Ambos se elegeram em 2022 pelo partido socialista. Quando saiu da política para regressar ao Judiciário, Flávio Dino teve que deixar a liderança do PSB e entregou a Brandão, fiel aliado, que daria continuidade nos trabalhos. O que, talvez, o ex-governador não esperava era que o substituto tivesse iniciativas próprias e passasse a assumir, de fato, o papel de líder do partido no Maranhão.

Todas as questões envolvendo Assembleia Legislativa, TCE, TJ, secretarias de governo e eleições de 2026 e que foram distanciando brandonistas e dinistas, chegaram ao PSB. Ali, era uma casa onde as duas alas não se suportavam mais e que não dava mais espaço para tanta gente divergente.

Sem razões ainda muito claras, o novo presidente da sigla, João Campos, prefeito de Recife (PE), decidiu trocar o comando do PSB no Maranhão, passando das mãos de Brandão para a senadora Ana Paula Lobato, esposa do deputado Othelino Neto (logo, adversária política do governador). Brandão ainda foi buscar justificativas junto a Campos, mas viu a troca ser concretizada pouco tempo depois. Nem mesmo a busca por diálogos com o presidente Lula e o vice Geraldo Alckmin (que é do PSB) foram frutíferas.

As consequências da troca no PSB maranhense foram imediatas. Em evento fechado com aliados, Brandão disse que o seu grupo tem votos e não o partido. O destino de todos os que se sentiram traídos pela nacional do PSB ainda não é definitivo, mas é quase certo que devem ir para o MDB, com as bençãos do presidente nacional, o deputado federal Baleia Rossi.

Os efeitos da mudança podem gerar desfiliações no PSB, mas as consequências podem ir além, influenciando até mesmo as correntes de apoio às candidaturas à Presidência da República, o que renderá um esforço extra do atual presidente Lula para manter aliados e propostas dos oposicionistas para que o grupo Brandão “pule de muro”.

STF

Na Suprema Corte, dois ministros têm chamado atenção por decisões contrárias aos interesses do grupo governista no Maranhão. Alexandre de Moraes e Flávio Dino têm atuado em processos que envolvem questões como a indicação de conselheiros para o TCE/MA e eleição da presidência da ALEMA.

No julgamento virtual sobre o uso da idade como critério de desempate na Assembleia Legislativa, Moraes votou favorável a presidente Iracema, mas a manifestação foi feita rodeada de interrogações e logo o voto foi retirado do ar. O ministro pediu vistas, o que irritou bastante todos que estão ao lado da deputada-presidente.

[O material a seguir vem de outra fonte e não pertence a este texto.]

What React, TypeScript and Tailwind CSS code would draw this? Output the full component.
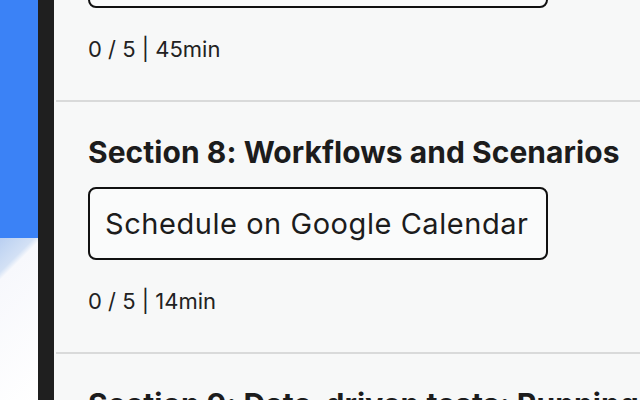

Já Flávio Dino, como relatado no ponto sobre o TCE, impediu a votação envolvendo Flávio Costa, indicação número 1 de Carlos Brandão. Primeiro, o ministro pediu esclarecimentos à Assembleia Legislativa sobre o devido processo de seleção dos indicados.

Mais recente, Flávio Dino decidiu encaminhar solicitação a Polícia Federal para que apurasse a suspeita de negociações de vagas de conselheiros no TCE. A interferência (encarada como proposital pelos aliados de Brandão) foi alvo de reclamações e ações concretas. O governador do Maranhão solicitou, ao então Procurador-geral do Estado, Valdênio Caminha, que encaminhasse pedido formal ao ministro Luís Roberto Barroso, presidente do STF, para que Flávio Dino se disse impedido de analisar as pautas referentes ao Maranhão. O PGE do Maranhão assim o fez e, dois dias depois, Alexandre de Moraes determinou sua exoneração do cargo e proibiu nomeação em qualquer outro cargo por indicação.

FAMÍLIA

Carlos Brandão tem, na estrutura de governo, alguns familiares. Entre eles, o secretário de Assuntos Municipalistas, o sobrinho Orleans Brandão. Existem outras pessoas ligadas a família Brandão em cargos menores e isso incomoda aqueles que são ligados a Flávio Dino, pois o ex-governador passou dois mandatos sem indicar nenhum familiar dele para cargos no governo – o mesmo não pode se dizer de alguns auxiliares, já que haviam secretários ou chefes de autarquia que tinham esposas, maridos, filhos e outros parentes dentro da estrutura do Governo do Estado na gestão Dino.

Ainda nesta linha, nenhum evento foi tão emblemático e simbólico da divisão do grupo como o casamento do ministro do STF. A festa, realizada em São Luís, contou com a presença de diversas autoridades. No entanto, foi a ausência que chamou atenção. O governador Carlos Brandão – até então, amigo de Dino – não foi convidado. Para muitos, o episódio foi o sinal mais claro de que Dino e Brandão já não conversavam mais nem por telefone. Pode parecer clichê, mas foi um casamento que tornou público o desmanche de outro casamento.